A world map created by APNIC [Asia-Pacific Network Information Centre] and Google shows IPv6 capability ranging from almost 39 percent in Belgium to zero in many developing countries. While Germany comes in at nearly 20 percent and the U.S. almost 17 percent, few others countries exceed 10 percent.
"It is happening, but it's still piecemeal," APNIC Chief Scientist Geoff Huston said via email. "Just 30 ISPs account for most of the visible IPv6 activity. Now, they are big ISPs and they are influential in the industry, but there are still just 30."
"I don't feel like we're arriving yet on this tipping point where everybody's going to adopt this soon," Dyn's Madory said.
Vint Cerf, ARIN's board chair and Google's chief Internet evangelist, thinks the tide will turn when overall IPv6 use hits about 25 percent. That should happen in the next few years, driven by the need to connect more mobile devices and the Internet of Things, Cerf said.

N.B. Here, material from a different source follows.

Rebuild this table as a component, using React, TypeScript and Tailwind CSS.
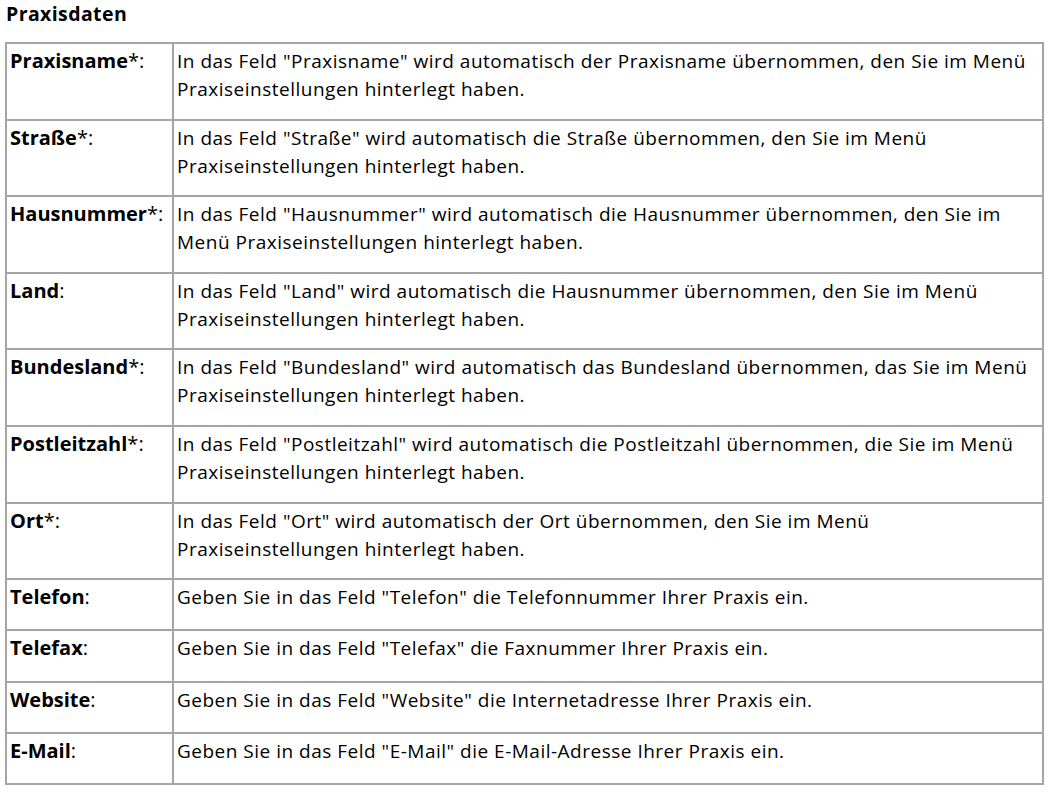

As for the speed boost that may come with IPv6, it's too early to say whether you'll see it or not. Facebook says it has seen users' News Feeds loading 20 percent to 40 percent faster on mobile devices using IPv6. Tests at Time Warner Cable have shown a 15 percent boost.
The speed increases might happen because users of IPv6 don't have to share an IPv4 address with other subscribers using Network Address Translation, a technique that makes the network work harder. But Facebook's Saab isn't ready to break out the confetti just yet.
"We're still trying to clarify the data," Saab said.